夫婦というものを考える ~なぜ顔が似てくるのか~
暑くもなく寒くもなく、日差しが適度にあって風は心地よく吹き、そんな一日だったので、しかも都合の良いことに仕事が休みだったので、家族連れ立って出かけることにした。
目的地は、六本木。子育て中かつ、生後8ヶ月のアカンボを抱っこして訪れるのに似つかわしい場所ではないのであろうが、嫁がかつて勤めていたところに挨拶に行きたいということもあり、この国際的夜の街にベビーカーをがらがらと押しつつ訪問することになった。
本当に、ベビーカーを押していると街の勝手が一変する。これまで大して注意を払わなかった駅のエレベーターの位置や、街中の段差、ちょっとした階段などがやたら大きな障害物となって立ちはだかるのを発見する。
六本木の街は、うねりながら横たわる丘陵地の、細い尾根の上に連なっているようで、通りの脇からは趣のある下り坂がいくつも伸びているのが見える。
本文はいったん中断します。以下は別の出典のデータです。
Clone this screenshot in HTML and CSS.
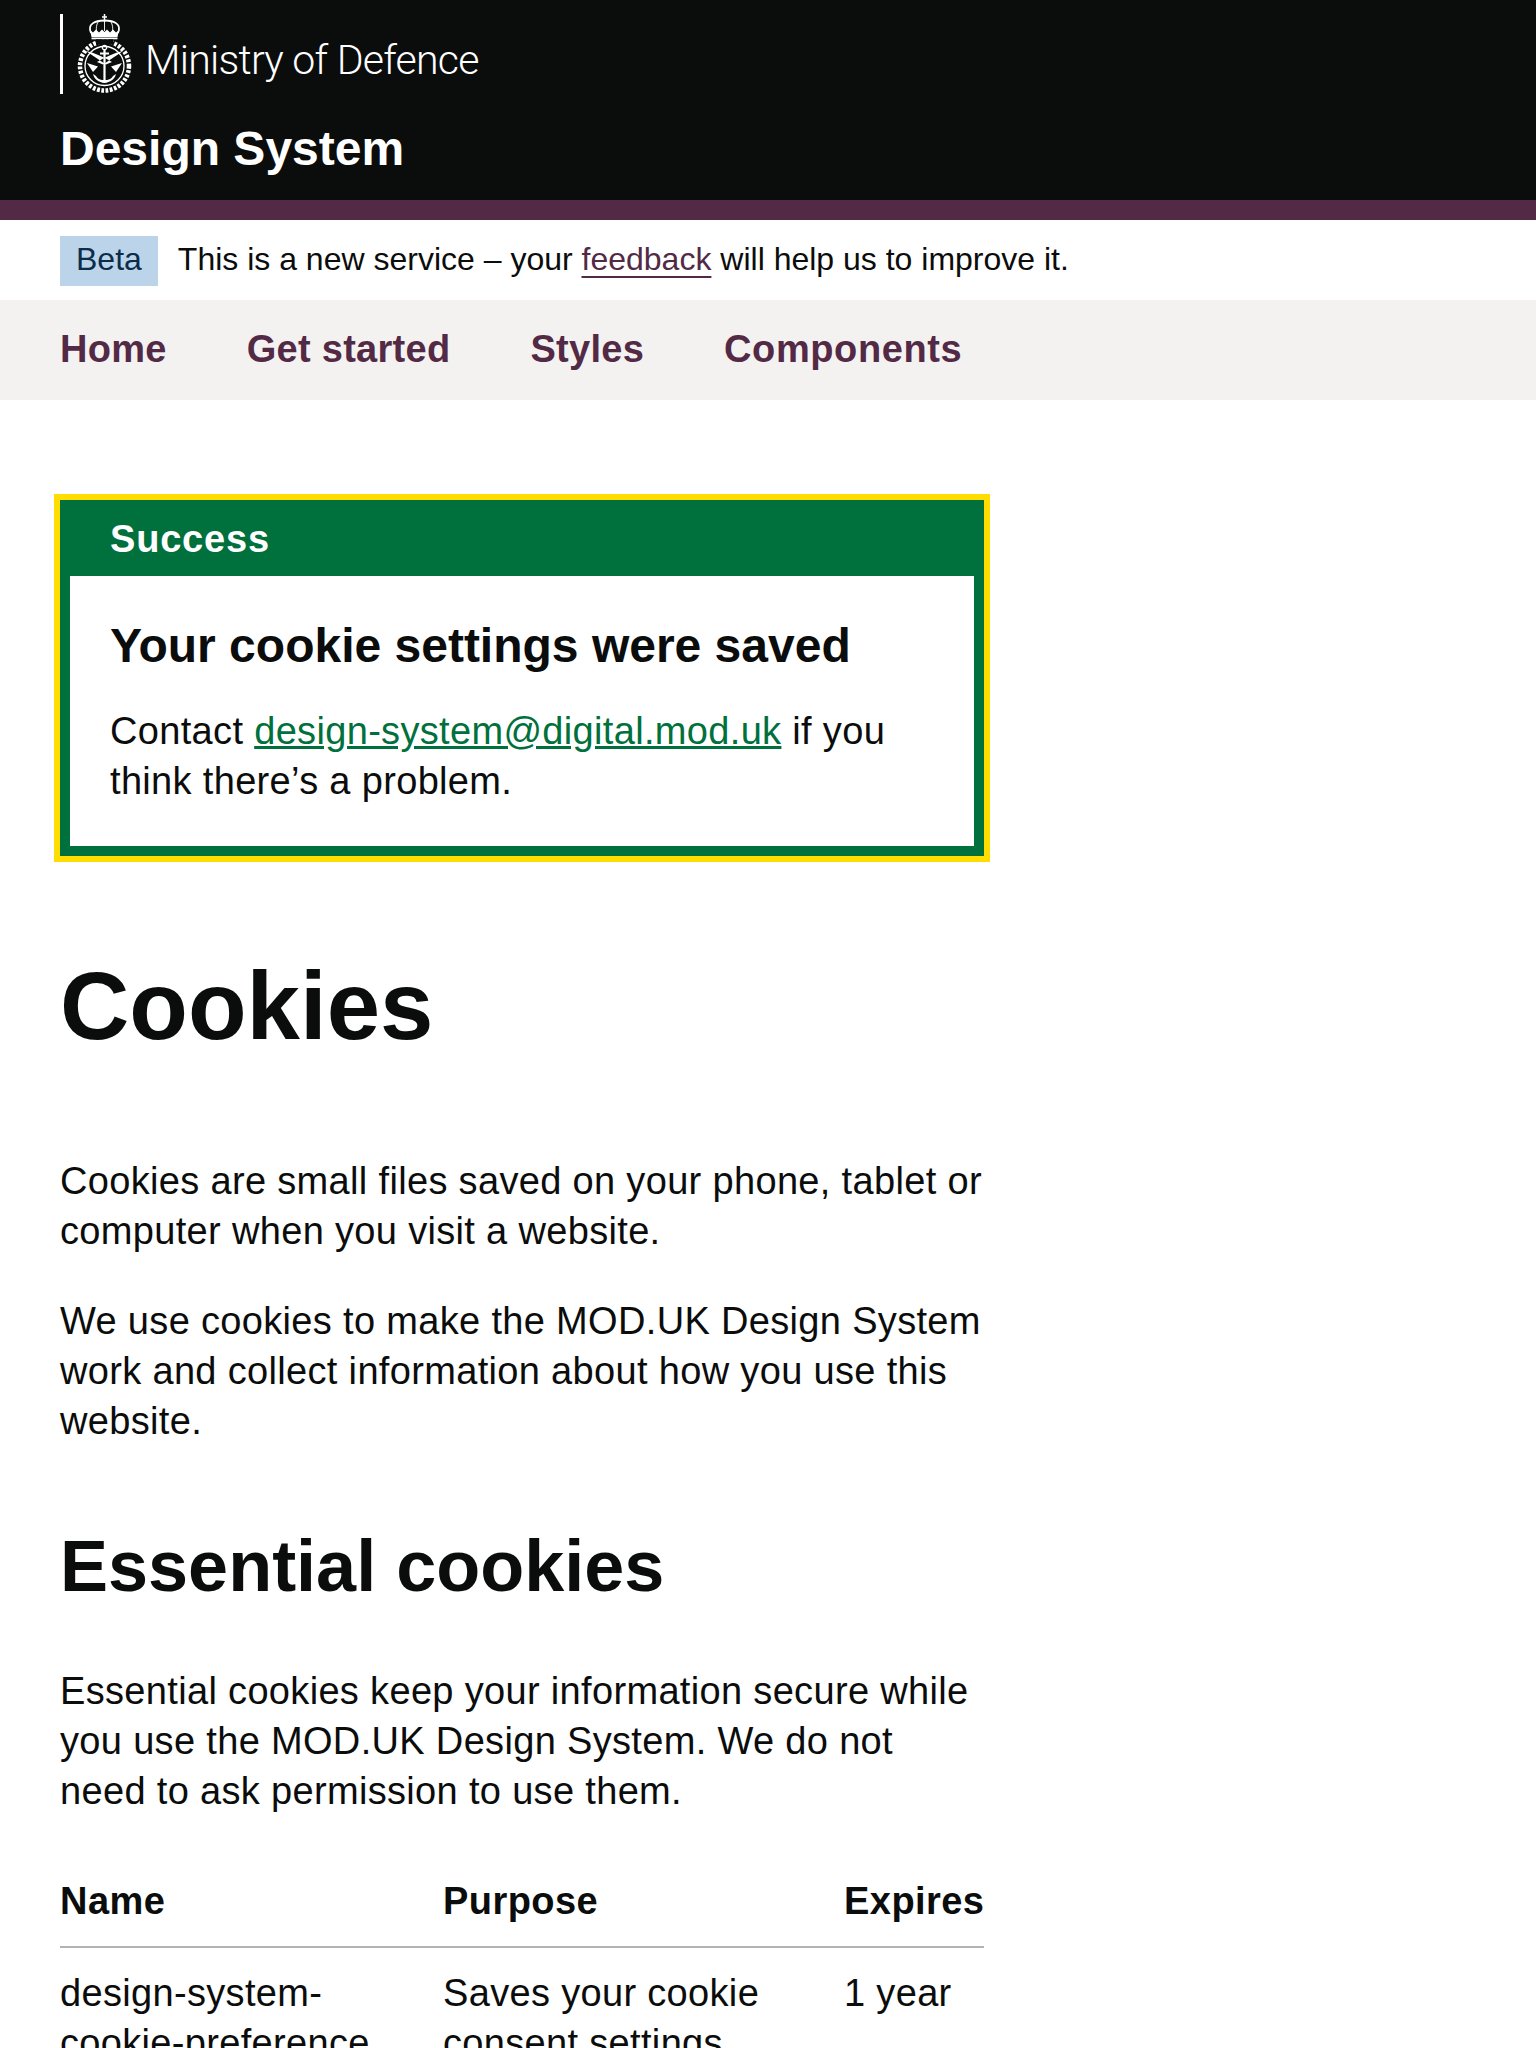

岡の上たる表の町は、大使館や高級マンションが林立するパブリックな顔。下り坂の先にはこまごまと寄せ集まった下町っぽい風情が垣間見える。
以上のことは東京「スリバチ」地形散歩に詳しいのでよかったらどうぞ。
地形図を眺めてよだれをたらせる人だったらとても楽しめる本だと思います。
嫁の旧職場では、忙しいさなかなのに、のんきな休日家族の体でやってきたのんきな旧職員を歓待してくれ、丸々と太ったわが息子をちやほやしてくれた。
その中で第一声、言われたのが「三人とも顔が似ている」だった。
はて、嫁と息子は誰が見てもそっくりだと思うし、現にいたるところで言われているが、私と嫁、私と息子はあまりそういうくくりにならない。三人共とは初めてのカテゴライズであった。
帰りのどこかのエレベーターで、鏡があったので試しに二人で並んでみた。
いやいやそんなに似てないよ、と照れ笑いしたら、目の下のしわの寄り方がまったく同じであった。それはもう不気味なほど。
なるほど。自分も所帯じみてきたものだ。
こういう似方なら、それはそれでありだと思う。毎日お互いの笑い顔を見て暮らしているのだから、知らず知らず表情筋の使い方が同じになっていくのだ。
そういえば、息子はまだほんのアカンボながら独特の笑い方をする。
鼻に思い切りしわを寄せて、鼻息を勢いよく吐き出しながら「ふー、ふー。」と笑うのだ。そのうち親も同じようになっていくのだろうか。